На плоской скале у основания склона до сих пор различается императорский символ Александра III с короной и высеченная рядом надпись, пугающе исчезающая с годами: «Приказанием генерала Куропаткина… в 1892 г. сия дорога пробита текинцами, гокланами… под руководством капитана… Поклевского–Козелла…» (У генерала Куропаткина Зарудный испрашивал финансовой помощи для одного из своих путешествий; Куропаткин денег не дал, а получив потом книгу Зарудного о все-таки состоявшейся экспедиции, был настолько впечатлен талантом и трудолюбием автора, что послал ему внушительную сумму, на которую было организовано следующее путешествие.)
Однажды, когда мы лазали здесь по горам с Зубаревыми снимали на видео эту надпись, все слабее и слабее заметную на легко разрушающемся податливом сланце, я, видя это пагубное воздействие времени, не удержался от соблазна и потащил в карман отвалившийся от скалы кусок камня с выгравированной на нем буквой, оправдывая сам себя тем, что камень этот все равно уже откололся и почти потерялся среди просто щебня…
Это было не обывательское стяжание раритетов, но гипнотизирующее притяжение символа, за которым скрывалась захватившая мое воображение эпоха. Зубарев тогда наорал на меня, заставил вытащить этот камень из кармана и прилов жить его на то место, от которого он отвалился. Вот для чего, среди прочего, нам нужны надежные спутники ― чтобы удержать иногда от поступка, за который потом будет неловко или даже стыдно».

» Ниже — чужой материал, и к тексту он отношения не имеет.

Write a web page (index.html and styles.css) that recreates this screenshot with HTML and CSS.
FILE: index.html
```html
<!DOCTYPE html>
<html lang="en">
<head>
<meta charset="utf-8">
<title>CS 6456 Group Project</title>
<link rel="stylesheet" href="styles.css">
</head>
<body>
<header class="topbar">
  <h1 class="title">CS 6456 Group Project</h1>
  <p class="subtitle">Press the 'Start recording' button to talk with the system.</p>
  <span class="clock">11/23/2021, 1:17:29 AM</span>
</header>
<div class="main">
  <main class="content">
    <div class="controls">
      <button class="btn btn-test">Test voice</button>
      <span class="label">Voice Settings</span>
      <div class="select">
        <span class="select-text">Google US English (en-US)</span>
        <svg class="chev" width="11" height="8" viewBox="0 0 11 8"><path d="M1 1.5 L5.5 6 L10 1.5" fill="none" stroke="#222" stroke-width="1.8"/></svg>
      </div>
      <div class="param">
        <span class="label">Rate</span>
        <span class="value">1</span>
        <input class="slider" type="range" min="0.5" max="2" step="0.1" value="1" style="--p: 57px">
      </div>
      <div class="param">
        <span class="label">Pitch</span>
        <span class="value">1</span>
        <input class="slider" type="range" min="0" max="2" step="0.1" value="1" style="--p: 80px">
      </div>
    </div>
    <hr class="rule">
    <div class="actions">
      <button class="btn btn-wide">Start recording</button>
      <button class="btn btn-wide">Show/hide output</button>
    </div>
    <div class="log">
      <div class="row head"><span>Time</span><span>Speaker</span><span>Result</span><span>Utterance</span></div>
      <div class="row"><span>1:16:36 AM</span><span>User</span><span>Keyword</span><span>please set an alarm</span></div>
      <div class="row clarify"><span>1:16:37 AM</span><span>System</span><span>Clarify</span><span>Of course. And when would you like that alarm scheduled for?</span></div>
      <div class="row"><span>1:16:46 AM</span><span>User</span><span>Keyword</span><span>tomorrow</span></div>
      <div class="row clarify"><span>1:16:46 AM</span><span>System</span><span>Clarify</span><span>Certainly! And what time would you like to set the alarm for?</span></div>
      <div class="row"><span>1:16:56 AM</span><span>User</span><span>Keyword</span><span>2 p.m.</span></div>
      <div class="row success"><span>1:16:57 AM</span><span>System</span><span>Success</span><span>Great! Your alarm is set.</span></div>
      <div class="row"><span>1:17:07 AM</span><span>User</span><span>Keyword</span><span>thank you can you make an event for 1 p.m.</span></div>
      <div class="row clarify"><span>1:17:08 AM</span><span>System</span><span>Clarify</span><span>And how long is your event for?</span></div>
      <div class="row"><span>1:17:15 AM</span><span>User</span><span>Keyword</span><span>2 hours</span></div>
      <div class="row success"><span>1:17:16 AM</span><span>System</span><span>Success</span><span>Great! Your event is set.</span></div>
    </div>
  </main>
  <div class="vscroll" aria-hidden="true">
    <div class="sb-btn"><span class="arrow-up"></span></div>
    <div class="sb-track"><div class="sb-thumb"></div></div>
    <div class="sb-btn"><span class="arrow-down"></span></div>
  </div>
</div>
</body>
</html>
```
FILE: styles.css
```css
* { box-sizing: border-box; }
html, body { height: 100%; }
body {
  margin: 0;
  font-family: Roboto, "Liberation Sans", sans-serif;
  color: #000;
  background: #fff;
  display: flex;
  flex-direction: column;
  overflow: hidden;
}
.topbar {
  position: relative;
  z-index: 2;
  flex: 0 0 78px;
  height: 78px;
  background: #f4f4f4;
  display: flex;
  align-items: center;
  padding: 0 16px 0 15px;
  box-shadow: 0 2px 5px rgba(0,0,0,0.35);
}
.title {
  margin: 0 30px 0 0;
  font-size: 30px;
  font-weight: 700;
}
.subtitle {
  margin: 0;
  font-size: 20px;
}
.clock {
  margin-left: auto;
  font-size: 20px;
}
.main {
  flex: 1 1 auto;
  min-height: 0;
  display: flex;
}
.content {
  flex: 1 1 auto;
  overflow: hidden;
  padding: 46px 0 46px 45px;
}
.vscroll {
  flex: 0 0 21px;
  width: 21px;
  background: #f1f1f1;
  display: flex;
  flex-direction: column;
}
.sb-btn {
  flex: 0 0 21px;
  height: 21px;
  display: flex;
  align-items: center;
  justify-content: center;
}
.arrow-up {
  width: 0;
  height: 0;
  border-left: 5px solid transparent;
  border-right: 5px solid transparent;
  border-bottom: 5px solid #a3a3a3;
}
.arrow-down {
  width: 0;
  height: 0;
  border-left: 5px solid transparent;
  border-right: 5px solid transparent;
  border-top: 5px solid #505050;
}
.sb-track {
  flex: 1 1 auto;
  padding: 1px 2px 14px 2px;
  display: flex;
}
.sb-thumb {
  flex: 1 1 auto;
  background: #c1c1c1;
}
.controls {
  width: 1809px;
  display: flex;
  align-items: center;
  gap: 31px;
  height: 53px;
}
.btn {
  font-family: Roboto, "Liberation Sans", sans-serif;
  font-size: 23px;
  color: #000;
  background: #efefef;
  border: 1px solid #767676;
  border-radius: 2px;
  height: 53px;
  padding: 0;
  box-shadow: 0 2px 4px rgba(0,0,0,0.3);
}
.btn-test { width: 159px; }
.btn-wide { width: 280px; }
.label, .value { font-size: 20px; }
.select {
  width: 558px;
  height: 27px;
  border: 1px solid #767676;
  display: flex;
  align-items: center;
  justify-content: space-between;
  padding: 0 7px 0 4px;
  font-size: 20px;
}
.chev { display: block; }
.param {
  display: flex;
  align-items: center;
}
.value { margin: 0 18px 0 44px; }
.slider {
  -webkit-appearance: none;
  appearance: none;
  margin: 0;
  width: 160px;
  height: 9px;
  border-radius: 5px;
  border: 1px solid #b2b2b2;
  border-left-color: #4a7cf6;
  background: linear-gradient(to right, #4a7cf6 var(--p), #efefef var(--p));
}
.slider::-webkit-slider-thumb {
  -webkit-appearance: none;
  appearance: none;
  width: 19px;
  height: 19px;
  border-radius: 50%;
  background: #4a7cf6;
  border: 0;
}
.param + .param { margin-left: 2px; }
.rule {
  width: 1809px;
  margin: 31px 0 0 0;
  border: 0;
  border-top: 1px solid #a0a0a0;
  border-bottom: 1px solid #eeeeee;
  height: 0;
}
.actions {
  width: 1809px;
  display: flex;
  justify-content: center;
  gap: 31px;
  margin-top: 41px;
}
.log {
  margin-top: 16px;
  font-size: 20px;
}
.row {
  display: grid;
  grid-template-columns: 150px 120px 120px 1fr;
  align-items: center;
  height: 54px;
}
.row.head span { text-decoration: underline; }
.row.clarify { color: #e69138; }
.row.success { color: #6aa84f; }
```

Сейчас, когда я пишу это, сидя за тысячи километров от Багандара, я не отказался бы хранить у себя этот камень. Я включил бы настольную лампу, достал бы его из коробки и положил бы на ладонь. И еще раз впитал бы в себя детали его фактуры. Провел бы другой рукой по его шершавой серо–коричневой поверхности; проследил бы пальцем желобок надписи, вытесанной сто с лишним лет назад незнакомым мне человеком. Кто знает, может быть, бородатым служивым казаком, который, вырубая эти буквы на опостылевшем солнцепеке, мечтал вернуться домой, в какую-нибудь заснеженную губернию центральной России…

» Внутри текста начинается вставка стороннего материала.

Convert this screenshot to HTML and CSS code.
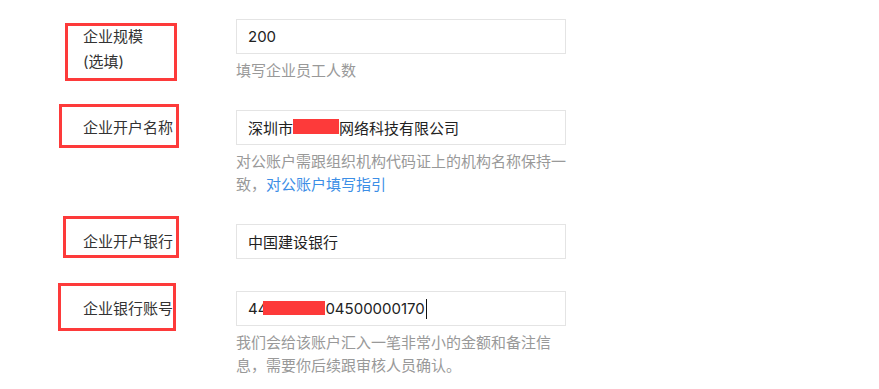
FILE: index.html
```html
<!DOCTYPE html>
<html lang="zh-CN">
<head>
<meta charset="utf-8">
<title>企业信息</title>
<link rel="stylesheet" href="styles.css">
</head>
<body>
<div class="form">
  <div class="row">
    <div class="label">企业规模<br>(选填)</div>
    <div class="field">
      <div class="input">200</div>
      <div class="hint">填写企业员工人数</div>
    </div>
    <div class="mark mark-1"></div>
  </div>

  <div class="row">
    <div class="label">企业开户名称</div>
    <div class="field">
      <div class="input">深圳市<span class="redact redact-name"></span>网络科技有限公司</div>
      <div class="hint">对公账户需跟组织机构代码证上的机构名称保持一致，<a class="link" href="#">对公账户填写指引</a></div>
    </div>
    <div class="mark mark-2"></div>
  </div>

  <div class="row row-nohint">
    <div class="label">企业开户银行</div>
    <div class="field">
      <div class="input">中国建设银行</div>
    </div>
    <div class="mark mark-3"></div>
  </div>

  <div class="row">
    <div class="label">企业银行账号</div>
    <div class="field">
      <div class="input">44<span class="redact redact-num"></span>04500000170<span class="caret"></span></div>
      <div class="hint">我们会给该账户汇入一笔非常小的金额和备注信息，需要你后续跟审核人员确认。</div>
    </div>
    <div class="mark mark-4"></div>
  </div>
</div>
</body>
</html>
```

FILE: styles.css
```css
html, body {
  margin: 0;
  padding: 0;
  background: #ffffff;
}

body {
  font-family: "Inter", "Noto Sans CJK SC", sans-serif;
  font-size: 15px;
  color: #333333;
}

.form {
  padding-top: 19px;
}

.row {
  position: relative;
  display: flex;
  align-items: flex-start;
  margin-bottom: 28px;
}

.row-nohint {
  margin-bottom: 32px;
}

.label {
  box-sizing: border-box;
  width: 236px;
  padding-left: 83px;
  padding-top: 5px;
  line-height: 25px;
  color: #333333;
  white-space: nowrap;
}

.field {
  width: 330px;
}

.input {
  box-sizing: border-box;
  height: 35px;
  border: 1px solid #e4e4e4;
  padding: 0 11px;
  display: flex;
  align-items: center;
  color: #222222;
  white-space: nowrap;
}

.redact {
  display: inline-block;
  background: #fd3a3a;
}

.redact-name {
  width: 46px;
  height: 15px;
  margin-top: -2px;
}

.redact-num {
  width: 62px;
  height: 14px;
  margin-left: -4px;
  margin-top: -1px;
}

.caret {
  display: inline-block;
  width: 1px;
  height: 20px;
  background: #111111;
  margin-left: 1px;
}

.hint {
  margin-top: 5px;
  line-height: 23px;
  color: #999999;
  width: 331px;
}

.link {
  color: #3c8ee6;
  text-decoration: none;
}

.mark {
  position: absolute;
  box-sizing: border-box;
  border: 3px solid #fd3a3a;
}

.mark-1 {
  left: 65px;
  top: 4px;
  width: 112px;
  height: 58px;
}

.mark-2 {
  left: 59px;
  top: -6px;
  width: 120px;
  height: 44px;
}

.mark-3 {
  left: 63px;
  top: -8px;
  width: 116px;
  height: 42px;
}

.mark-4 {
  left: 58px;
  top: -8px;
  width: 118px;
  height: 48px;
}
```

И все же я благодарен Зубарю за то, что он удержал меня тогда. Потому что место этому камню именно на той самой скале, и нигде более. Его фактуру и тяжесть в руке я все равно всегда буду ощущать, как и в тот день много лет назад, а кроме меня, он, сам по себе, никому потом не будет интересен ― просто камень с еле заметной непонятной канавкой…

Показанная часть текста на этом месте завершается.